>>>
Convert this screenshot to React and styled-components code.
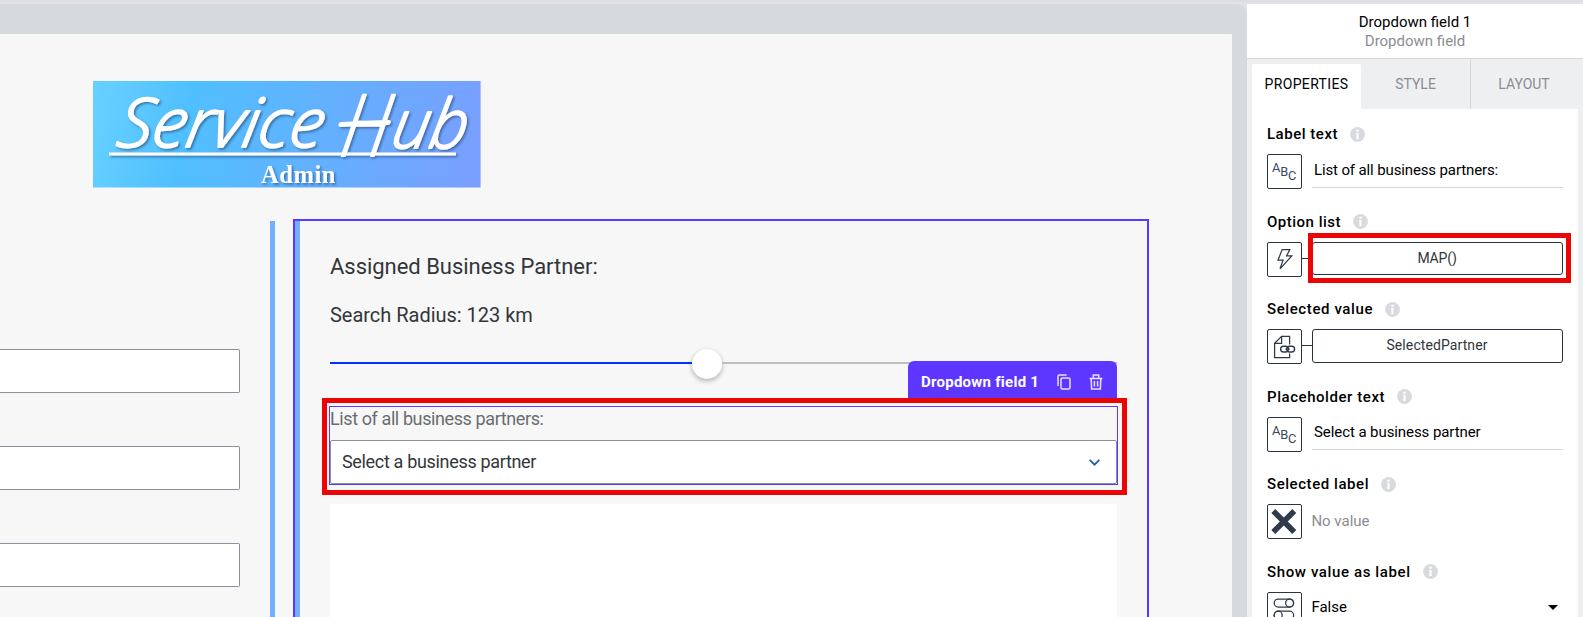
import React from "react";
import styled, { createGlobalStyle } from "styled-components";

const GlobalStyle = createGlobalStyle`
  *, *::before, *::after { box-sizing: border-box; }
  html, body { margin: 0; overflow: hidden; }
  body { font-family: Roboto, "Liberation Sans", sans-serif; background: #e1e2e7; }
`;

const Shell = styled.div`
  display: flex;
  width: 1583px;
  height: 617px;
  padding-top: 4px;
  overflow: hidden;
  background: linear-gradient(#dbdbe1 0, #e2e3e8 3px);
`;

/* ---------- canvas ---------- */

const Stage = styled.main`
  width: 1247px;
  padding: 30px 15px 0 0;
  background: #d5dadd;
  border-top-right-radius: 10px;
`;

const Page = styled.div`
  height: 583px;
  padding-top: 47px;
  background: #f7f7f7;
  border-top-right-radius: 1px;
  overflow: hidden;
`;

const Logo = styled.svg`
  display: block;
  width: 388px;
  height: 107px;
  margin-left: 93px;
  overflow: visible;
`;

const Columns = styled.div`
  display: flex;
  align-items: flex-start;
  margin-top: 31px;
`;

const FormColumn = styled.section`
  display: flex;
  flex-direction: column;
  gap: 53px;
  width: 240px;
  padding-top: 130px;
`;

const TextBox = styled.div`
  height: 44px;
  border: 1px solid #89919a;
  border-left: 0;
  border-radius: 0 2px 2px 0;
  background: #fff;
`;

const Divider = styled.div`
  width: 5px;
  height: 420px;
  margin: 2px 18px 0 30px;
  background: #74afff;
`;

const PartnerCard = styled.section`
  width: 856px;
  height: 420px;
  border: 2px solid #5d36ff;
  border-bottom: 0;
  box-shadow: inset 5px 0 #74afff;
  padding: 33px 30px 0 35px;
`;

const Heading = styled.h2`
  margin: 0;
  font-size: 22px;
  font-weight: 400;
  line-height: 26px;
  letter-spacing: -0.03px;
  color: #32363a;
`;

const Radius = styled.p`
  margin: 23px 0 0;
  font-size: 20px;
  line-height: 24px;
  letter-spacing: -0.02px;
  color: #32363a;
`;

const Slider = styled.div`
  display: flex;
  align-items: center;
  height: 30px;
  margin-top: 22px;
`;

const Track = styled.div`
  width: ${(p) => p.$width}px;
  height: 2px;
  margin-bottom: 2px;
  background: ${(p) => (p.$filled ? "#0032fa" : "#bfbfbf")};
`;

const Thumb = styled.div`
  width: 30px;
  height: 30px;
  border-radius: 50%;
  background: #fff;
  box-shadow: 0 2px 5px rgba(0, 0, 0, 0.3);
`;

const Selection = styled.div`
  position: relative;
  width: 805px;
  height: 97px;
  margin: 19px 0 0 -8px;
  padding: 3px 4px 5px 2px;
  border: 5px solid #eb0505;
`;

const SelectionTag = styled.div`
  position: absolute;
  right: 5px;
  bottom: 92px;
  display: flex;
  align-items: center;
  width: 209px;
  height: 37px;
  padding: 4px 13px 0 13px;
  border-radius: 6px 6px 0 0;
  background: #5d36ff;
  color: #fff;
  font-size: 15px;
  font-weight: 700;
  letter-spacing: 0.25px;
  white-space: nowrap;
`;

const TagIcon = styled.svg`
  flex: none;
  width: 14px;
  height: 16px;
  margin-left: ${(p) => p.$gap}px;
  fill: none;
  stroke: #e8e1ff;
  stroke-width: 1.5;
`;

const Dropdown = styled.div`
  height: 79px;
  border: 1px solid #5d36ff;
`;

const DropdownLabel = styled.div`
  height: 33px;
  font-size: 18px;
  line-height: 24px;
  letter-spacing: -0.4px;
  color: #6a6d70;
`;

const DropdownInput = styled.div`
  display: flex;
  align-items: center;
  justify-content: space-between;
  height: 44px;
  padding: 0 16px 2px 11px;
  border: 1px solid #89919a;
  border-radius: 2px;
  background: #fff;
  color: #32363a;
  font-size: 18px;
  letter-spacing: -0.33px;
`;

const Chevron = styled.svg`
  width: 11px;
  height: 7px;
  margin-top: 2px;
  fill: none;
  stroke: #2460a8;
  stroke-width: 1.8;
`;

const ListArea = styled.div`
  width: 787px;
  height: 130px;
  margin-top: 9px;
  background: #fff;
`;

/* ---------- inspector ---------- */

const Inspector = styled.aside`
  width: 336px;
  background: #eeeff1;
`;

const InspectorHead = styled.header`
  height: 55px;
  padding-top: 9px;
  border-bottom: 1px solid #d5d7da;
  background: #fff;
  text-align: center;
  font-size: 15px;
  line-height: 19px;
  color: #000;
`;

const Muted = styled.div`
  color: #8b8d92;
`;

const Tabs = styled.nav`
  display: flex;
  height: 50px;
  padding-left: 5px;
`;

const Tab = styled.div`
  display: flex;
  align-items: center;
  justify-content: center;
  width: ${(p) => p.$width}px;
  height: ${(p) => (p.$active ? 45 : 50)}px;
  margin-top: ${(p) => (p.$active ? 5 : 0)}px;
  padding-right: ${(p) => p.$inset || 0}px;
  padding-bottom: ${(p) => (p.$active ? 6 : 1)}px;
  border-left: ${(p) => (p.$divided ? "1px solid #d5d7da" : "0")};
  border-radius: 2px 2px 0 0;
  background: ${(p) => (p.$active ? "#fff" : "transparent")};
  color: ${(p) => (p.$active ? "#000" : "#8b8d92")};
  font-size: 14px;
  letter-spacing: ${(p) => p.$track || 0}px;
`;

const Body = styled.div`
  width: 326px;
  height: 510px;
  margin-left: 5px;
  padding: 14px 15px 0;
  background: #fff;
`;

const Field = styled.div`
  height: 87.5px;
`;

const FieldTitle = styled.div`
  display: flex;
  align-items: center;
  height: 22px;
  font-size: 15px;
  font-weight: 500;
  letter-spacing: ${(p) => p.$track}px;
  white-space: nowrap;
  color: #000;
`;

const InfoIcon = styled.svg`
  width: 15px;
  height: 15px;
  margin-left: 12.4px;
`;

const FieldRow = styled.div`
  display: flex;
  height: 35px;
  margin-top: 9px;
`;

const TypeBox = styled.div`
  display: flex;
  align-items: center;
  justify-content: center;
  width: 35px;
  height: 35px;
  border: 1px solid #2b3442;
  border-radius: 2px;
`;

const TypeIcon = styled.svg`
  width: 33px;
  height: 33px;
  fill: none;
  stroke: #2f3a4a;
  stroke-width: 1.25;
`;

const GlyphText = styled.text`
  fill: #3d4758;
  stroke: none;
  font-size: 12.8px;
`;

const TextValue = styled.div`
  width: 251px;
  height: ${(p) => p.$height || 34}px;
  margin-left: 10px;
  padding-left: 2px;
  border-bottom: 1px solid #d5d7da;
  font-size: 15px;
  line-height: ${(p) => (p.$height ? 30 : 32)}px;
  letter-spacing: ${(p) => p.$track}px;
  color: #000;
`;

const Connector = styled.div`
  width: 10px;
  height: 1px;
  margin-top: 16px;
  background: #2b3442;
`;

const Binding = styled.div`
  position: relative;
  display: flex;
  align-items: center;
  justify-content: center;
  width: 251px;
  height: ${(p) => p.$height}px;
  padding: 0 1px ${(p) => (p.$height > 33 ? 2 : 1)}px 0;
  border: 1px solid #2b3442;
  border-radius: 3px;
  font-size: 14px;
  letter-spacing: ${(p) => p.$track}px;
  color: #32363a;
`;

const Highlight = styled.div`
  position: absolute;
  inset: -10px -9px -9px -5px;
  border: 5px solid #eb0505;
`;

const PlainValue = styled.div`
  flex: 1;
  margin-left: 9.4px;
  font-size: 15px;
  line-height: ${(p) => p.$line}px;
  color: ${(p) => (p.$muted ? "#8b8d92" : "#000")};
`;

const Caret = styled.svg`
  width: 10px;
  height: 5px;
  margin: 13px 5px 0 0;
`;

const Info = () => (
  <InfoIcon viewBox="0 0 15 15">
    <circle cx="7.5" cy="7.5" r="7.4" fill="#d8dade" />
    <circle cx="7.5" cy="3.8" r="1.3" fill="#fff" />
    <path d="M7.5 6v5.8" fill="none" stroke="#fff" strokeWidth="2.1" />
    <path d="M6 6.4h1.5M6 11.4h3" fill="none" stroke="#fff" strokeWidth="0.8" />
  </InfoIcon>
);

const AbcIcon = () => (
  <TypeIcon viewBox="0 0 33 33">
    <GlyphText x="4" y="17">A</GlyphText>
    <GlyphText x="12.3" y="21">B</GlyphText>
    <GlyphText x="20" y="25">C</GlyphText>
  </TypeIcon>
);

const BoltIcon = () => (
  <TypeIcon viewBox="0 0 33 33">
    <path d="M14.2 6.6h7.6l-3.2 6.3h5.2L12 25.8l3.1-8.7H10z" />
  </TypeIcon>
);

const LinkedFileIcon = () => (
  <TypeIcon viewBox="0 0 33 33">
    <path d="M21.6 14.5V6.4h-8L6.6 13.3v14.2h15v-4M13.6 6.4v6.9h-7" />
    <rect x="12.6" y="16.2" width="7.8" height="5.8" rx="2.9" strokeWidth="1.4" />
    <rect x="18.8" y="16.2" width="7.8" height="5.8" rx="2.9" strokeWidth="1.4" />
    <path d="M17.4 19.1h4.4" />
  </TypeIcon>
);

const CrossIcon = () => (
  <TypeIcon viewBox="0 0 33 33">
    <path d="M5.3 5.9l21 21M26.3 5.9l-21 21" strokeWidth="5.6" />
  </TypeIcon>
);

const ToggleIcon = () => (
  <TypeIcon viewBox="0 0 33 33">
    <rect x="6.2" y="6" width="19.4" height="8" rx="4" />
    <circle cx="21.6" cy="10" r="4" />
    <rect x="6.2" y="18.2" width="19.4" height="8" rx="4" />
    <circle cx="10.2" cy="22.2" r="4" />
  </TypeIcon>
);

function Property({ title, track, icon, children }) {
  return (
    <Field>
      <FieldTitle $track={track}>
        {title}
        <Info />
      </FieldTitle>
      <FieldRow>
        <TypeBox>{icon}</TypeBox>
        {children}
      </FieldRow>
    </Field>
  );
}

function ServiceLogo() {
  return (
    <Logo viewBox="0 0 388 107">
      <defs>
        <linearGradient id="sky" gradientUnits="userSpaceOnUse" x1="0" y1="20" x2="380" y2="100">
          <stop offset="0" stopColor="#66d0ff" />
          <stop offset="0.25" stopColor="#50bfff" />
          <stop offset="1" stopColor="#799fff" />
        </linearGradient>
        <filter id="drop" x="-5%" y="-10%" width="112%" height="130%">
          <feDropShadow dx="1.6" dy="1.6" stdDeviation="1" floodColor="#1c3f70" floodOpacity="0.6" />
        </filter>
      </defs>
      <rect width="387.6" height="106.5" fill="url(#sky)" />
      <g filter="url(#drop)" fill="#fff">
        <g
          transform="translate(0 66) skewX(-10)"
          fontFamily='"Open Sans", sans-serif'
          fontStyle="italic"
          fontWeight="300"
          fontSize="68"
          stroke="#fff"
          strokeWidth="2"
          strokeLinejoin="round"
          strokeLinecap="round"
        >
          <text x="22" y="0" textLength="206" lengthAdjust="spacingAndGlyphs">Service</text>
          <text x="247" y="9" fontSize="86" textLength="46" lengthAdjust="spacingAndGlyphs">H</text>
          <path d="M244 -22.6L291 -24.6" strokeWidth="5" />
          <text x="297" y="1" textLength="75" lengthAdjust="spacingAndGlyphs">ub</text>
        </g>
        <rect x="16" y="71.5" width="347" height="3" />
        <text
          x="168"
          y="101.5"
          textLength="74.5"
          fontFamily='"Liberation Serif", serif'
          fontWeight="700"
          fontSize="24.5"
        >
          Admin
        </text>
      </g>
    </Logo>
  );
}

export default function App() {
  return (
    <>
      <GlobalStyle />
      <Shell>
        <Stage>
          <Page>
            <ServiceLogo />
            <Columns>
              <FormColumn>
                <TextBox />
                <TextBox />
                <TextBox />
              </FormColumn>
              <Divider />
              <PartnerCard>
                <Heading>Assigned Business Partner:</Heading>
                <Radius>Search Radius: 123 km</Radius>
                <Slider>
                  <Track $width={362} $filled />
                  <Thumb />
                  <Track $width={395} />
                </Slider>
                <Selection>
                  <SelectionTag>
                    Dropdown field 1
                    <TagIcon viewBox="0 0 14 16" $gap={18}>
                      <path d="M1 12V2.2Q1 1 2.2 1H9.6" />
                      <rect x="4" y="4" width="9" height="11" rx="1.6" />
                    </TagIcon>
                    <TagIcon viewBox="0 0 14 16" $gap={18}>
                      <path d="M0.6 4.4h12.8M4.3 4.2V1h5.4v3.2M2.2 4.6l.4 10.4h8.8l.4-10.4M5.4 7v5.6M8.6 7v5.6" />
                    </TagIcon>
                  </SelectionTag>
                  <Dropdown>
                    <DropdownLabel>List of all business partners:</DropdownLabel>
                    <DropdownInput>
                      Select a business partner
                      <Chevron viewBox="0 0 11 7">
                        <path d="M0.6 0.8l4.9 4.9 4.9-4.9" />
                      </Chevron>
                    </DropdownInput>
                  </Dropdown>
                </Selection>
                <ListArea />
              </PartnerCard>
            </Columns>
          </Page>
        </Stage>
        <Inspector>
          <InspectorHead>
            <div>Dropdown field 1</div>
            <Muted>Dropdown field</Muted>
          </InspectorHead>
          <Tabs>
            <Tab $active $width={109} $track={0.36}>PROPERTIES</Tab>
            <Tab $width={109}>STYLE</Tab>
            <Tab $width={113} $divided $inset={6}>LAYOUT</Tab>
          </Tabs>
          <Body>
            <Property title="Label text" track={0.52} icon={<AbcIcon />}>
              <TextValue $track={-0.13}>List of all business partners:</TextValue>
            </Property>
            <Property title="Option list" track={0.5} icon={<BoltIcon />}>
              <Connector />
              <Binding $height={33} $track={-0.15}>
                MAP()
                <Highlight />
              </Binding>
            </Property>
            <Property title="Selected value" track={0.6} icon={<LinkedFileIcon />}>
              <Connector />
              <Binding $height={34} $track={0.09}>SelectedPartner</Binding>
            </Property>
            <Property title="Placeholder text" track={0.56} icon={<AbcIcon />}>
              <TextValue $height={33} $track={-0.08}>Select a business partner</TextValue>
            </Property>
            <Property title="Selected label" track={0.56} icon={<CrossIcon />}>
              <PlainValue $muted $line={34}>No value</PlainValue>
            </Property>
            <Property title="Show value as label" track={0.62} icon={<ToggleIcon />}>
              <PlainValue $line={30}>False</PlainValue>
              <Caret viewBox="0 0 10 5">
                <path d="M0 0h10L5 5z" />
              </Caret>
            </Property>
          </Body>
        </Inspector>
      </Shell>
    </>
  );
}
<<<
● **Task directions**: Repeat only what lies between the start of the data and the end of the line containing "canvas ---------- */", exactly, with pictures left out.

● **Exercise result**:
Convert this screenshot to React and styled-components code.
import React from "react";
import styled, { createGlobalStyle } from "styled-components";

const GlobalStyle = createGlobalStyle`
  *, *::before, *::after { box-sizing: border-box; }
  html, body { margin: 0; overflow: hidden; }
  body { font-family: Roboto, "Liberation Sans", sans-serif; background: #e1e2e7; }
`;

const Shell = styled.div`
  display: flex;
  width: 1583px;
  height: 617px;
  padding-top: 4px;
  overflow: hidden;
  background: linear-gradient(#dbdbe1 0, #e2e3e8 3px);
`;

/* ---------- canvas ---------- */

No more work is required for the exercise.